Lest any doubts linger about the judgment and honesty of attorney general nominee Michael Mukasey; a counterterrorism consultant for U.S. special operations, homeland security and intelligence agencies named Michael Nance clears up the question of waterboarding:
As a former master instructor and chief of training at the U.S. Navy Survival, Evasion, Resistance and Escape School (SERE) in San Diego, I know the waterboard personally and intimately. Our staff was required to undergo the waterboard at its fullest. I was no exception.

I have personally led, witnessed and supervised waterboarding of hundreds of people. It has been reported that both the Army and Navy SERE school's interrogation manuals were used to form the interrogation techniques employed by the Army and the CIA for its terror suspects. What is less frequently reported is that our training was designed to show how an evil totalitarian enemy would use torture at the slightest whim.

Having been subjected to this technique, I can say: It is risky but not entirely dangerous when applied in training for a very short period. However, when performed on an unsuspecting prisoner, waterboarding is a torture technique - without a doubt. There is no way to sugarcoat it.
You simply don't need to have access to any of the Bush administration's classified documents to know waterboarding is torture.

It always was torture.


Waterboarding was torture in 1947, when the United States prosecuted a Japanese military officer, Yukio Asano, for waterboarding on a U.S. civilian during World War II. He was sentenced to 15 years of hard labor.

And
waterboarding was torture in 2005, when the U.S. Department of State formally recognized "submersion of the head in water" as torture in its examination of Tunisia's record of human rights abuses.

Today, even some Republicans understand that waterboarding is torture.

Lindsey Graham (R-S.C.), a military lawyer, knows it's torture.
John McCain (R-Ariz.), who was tortured as a POW in Vietnam, said it "torture, no different than holding a pistol to his head and firing a blank."

But too many Republicans in Congress still need a magic piece of paper from George Bush to decide:
“I haven’t been briefed on it,” said Sen. Jon Kyl (R-Ariz.).

“You know, you are talking about a classified matter,” said Sen. John Cornyn (R-Texas). “So I am not really comfortable talking about it.”

“Under exigent circumstances like the loss of thousands of citizens, a president would be derelict in his duty if he didn’t use all the resources he had,” said Sen.
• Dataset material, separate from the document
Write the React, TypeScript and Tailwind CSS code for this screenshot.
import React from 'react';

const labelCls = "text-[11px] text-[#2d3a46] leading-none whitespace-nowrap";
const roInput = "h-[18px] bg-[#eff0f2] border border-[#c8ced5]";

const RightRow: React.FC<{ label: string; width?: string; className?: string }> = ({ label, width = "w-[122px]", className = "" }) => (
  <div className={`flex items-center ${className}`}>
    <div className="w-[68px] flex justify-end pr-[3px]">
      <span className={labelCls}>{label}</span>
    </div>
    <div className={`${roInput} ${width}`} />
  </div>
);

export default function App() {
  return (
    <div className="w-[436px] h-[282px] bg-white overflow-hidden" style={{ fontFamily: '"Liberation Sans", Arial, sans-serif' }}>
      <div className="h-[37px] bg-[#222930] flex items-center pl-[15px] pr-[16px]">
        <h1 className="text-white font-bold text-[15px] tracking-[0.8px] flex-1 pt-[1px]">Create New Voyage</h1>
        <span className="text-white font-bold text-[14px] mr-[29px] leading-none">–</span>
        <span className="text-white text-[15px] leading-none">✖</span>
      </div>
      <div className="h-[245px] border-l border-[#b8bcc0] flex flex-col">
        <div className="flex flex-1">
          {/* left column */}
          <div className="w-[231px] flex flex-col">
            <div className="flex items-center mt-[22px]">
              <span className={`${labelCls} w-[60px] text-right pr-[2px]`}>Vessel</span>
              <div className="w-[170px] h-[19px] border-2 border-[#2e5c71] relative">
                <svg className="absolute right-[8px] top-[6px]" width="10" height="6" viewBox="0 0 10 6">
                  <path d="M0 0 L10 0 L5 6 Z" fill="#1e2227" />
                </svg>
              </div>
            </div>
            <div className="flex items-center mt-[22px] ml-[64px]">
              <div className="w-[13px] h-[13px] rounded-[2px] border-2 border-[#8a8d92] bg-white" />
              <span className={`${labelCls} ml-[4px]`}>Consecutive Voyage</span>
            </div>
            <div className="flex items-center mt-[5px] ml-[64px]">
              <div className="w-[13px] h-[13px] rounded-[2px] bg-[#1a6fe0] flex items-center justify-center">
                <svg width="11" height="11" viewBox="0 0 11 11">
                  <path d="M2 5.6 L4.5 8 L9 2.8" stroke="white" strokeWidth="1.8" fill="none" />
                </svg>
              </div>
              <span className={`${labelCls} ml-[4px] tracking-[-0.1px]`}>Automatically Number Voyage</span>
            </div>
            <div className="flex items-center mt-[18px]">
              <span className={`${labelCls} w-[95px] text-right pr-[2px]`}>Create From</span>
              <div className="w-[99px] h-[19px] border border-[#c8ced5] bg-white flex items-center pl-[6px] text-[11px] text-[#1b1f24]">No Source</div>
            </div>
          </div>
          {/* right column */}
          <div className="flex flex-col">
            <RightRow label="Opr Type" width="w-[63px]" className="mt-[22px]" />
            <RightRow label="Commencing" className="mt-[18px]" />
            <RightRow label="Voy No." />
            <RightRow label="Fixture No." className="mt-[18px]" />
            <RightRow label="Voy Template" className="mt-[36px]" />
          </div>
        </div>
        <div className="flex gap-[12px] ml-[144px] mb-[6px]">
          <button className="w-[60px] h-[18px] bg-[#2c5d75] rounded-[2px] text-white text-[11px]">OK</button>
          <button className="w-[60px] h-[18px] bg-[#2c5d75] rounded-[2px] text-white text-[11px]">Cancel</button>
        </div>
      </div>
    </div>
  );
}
Orrin G. Hatch (R-Utah), when asked whether he personally believed waterboarding is torture.

Pennsylvania Sen. Arlen Specter, the top Republican on the Senate Judiciary Committee, said it depends.
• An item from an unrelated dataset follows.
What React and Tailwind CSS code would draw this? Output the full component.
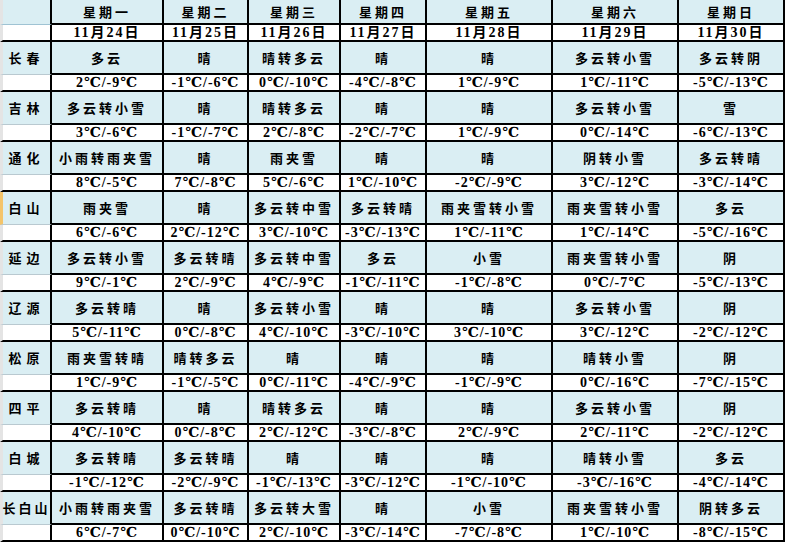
import React from "react";

const days = ["星期一", "星期二", "星期三", "星期四", "星期五", "星期六", "星期日"];
const dates = ["11月24日", "11月25日", "11月26日", "11月27日", "11月28日", "11月29日", "11月30日"];

const widths = ["w-[112px]", "w-[85px]", "w-[92px]", "w-[86px]", "w-[126px]", "w-[126px]", "w-[106px]"];

const rows = [
  ["长春", [["多云", "2℃/-9℃"], ["晴", "-1℃/-6℃"], ["晴转多云", "0℃/-10℃"], ["晴", "-4℃/-8℃"], ["晴", "1℃/-9℃"], ["多云转小雪", "1℃/-11℃"], ["多云转阴", "-5℃/-13℃"]]],
  ["吉林", [["多云转小雪", "3℃/-6℃"], ["晴", "-1℃/-7℃"], ["晴转多云", "2℃/-8℃"], ["晴", "-2℃/-7℃"], ["晴", "1℃/-9℃"], ["多云转小雪", "0℃/-14℃"], ["雪", "-6℃/-13℃"]]],
  ["通化", [["小雨转雨夹雪", "8℃/-5℃"], ["晴", "7℃/-8℃"], ["雨夹雪", "5℃/-6℃"], ["晴", "1℃/-10℃"], ["晴", "-2℃/-9℃"], ["阴转小雪", "3℃/-12℃"], ["多云转晴", "-3℃/-14℃"]]],
  ["白山", [["雨夹雪", "6℃/-6℃"], ["晴", "2℃/-12℃"], ["多云转中雪", "3℃/-10℃"], ["多云转晴", "-3℃/-13℃"], ["雨夹雪转小雪", "1℃/-11℃"], ["雨夹雪转小雪", "1℃/-14℃"], ["多云", "-5℃/-16℃"]]],
  ["延边", [["多云转小雪", "9℃/-1℃"], ["多云转晴", "2℃/-9℃"], ["多云转中雪", "4℃/-9℃"], ["多云", "-1℃/-11℃"], ["小雪", "-1℃/-8℃"], ["雨夹雪转小雪", "0℃/-7℃"], ["阴", "-5℃/-13℃"]]],
  ["辽源", [["多云转晴", "5℃/-11℃"], ["晴", "0℃/-8℃"], ["多云转小雪", "4℃/-10℃"], ["晴", "-3℃/-10℃"], ["晴", "3℃/-10℃"], ["多云转小雪", "3℃/-12℃"], ["阴", "-2℃/-12℃"]]],
  ["松原", [["雨夹雪转晴", "1℃/-9℃"], ["晴转多云", "-1℃/-5℃"], ["晴", "0℃/-11℃"], ["晴", "-4℃/-9℃"], ["晴", "-1℃/-9℃"], ["晴转小雪", "0℃/-16℃"], ["阴", "-7℃/-15℃"]]],
  ["四平", [["多云转晴", "4℃/-10℃"], ["晴", "0℃/-8℃"], ["晴转多云", "2℃/-12℃"], ["晴", "-3℃/-8℃"], ["晴", "2℃/-9℃"], ["多云转小雪", "2℃/-11℃"], ["阴", "-2℃/-12℃"]]],
  ["白城", [["多云转晴", "-1℃/-12℃"], ["多云转晴", "-2℃/-9℃"], ["晴", "-1℃/-13℃"], ["晴", "-3℃/-12℃"], ["晴", "-1℃/-10℃"], ["晴转小雪", "-3℃/-16℃"], ["多云", "-4℃/-14℃"]]],
  ["长白山", [["小雨转雨夹雪", "6℃/-7℃"], ["多云转晴", "0℃/-10℃"], ["多云转大雪", "2℃/-10℃"], ["晴", "-3℃/-14℃"], ["小雪", "-7℃/-8℃"], ["雨夹雪转小雪", "1℃/-10℃"], ["阴转多云", "-8℃/-15℃"]]],
];

const cjk = "font-['Noto_Sans_CJK_SC',sans-serif] font-bold text-[13px] tracking-[3px]";
const num = "font-['Liberation_Serif','DejaVu_Serif','Noto_Sans_CJK_SC',serif] font-bold text-[14px] leading-none tracking-[1px] pt-[1px]";

const Cell = ({ w, className = "", children }) => (
  <div className={`${w} shrink-0 flex items-center justify-center border-r-2 border-b-2 border-black overflow-hidden whitespace-nowrap ${className}`}>
    {children}
  </div>
);

export default function App() {
  return (
    <div className="w-[791px] h-[543px] overflow-hidden bg-white text-black">
      {/* header: weekdays */}
      <div className="flex h-[25px]">
        <div className="w-[52px] shrink-0 bg-[#daeef3] border-l-[3px] border-l-[#e4e4e4] border-r-2 border-r-black border-b border-b-[#9fc3d3]" />
        {days.map((d, i) => (
          <Cell key={d} w={widths[i]} className={`bg-[#daeef3] ${cjk}`}>{d}</Cell>
        ))}
      </div>
      {/* header: dates */}
      <div className="flex h-[17px]">
        <div className="w-[52px] shrink-0 bg-white border-l-[3px] border-l-[#e4e4e4] border-r-2 border-r-black border-b-2 border-b-black" />
        {dates.map((d, i) => (
          <Cell key={d} w={widths[i]} className={`bg-white ${num} tracking-[2px]`}>{d}</Cell>
        ))}
      </div>
      {rows.map(([city, data]) => (
        <div key={city}>
          <div className="flex h-[33px]">
            <div
              className={`w-[52px] shrink-0 flex items-center justify-center bg-[#daeef3] border-l-[3px] ${city === "白山" ? "border-l-[#f4c46a]" : "border-l-[#e4e4e4]"} border-r-2 border-r-black border-b border-b-[#b9c9d0] whitespace-nowrap ${cjk} ${city.length > 2 ? "tracking-[1px]" : "tracking-[5px]"}`}
            >
              {city}
            </div>
            {data.map(([w], i) => (
              <Cell key={i} w={widths[i]} className={`bg-[#daeef3] ${cjk}`}>{w}</Cell>
            ))}
          </div>
          <div className="flex h-[17px]">
            <div className="w-[52px] shrink-0 bg-white border-l-[3px] border-l-[#e4e4e4] border-r-2 border-r-black border-b-2 border-b-black" />
            {data.map(([, t], i) => (
              <Cell key={i} w={widths[i]} className={`bg-white ${num}`}>{t}</Cell>
            ))}
          </div>
        </div>
      ))}
    </div>
  );
}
“The issue may turn on a standard of does it shock the conscience, and that could involve a great many factors,” Specter said. ***

“I haven’t gotten the classified briefing yet,” [Lamar Smith (R-TX) top Republican on the House Judiciary Committee] said.
Let's all pray that GOP leaders don't need a "classified briefing" to tell them whether or not ripping and tearing out fingernails is torture.

1 comment:

Anonymous said...

THE WATERBOARDER

You tie some wrapping on his face and then you tie him down,
So fixed immobile he has no recourse,
Then when you pour the water it is like to make him drown--
As blind he neither understands the source

Nor can resist the awful press about to suffocate,
Controlled upon the incline to prolong,
Though in my vast experience it´s not too long a wait
If sometimes though the answers may be wrong.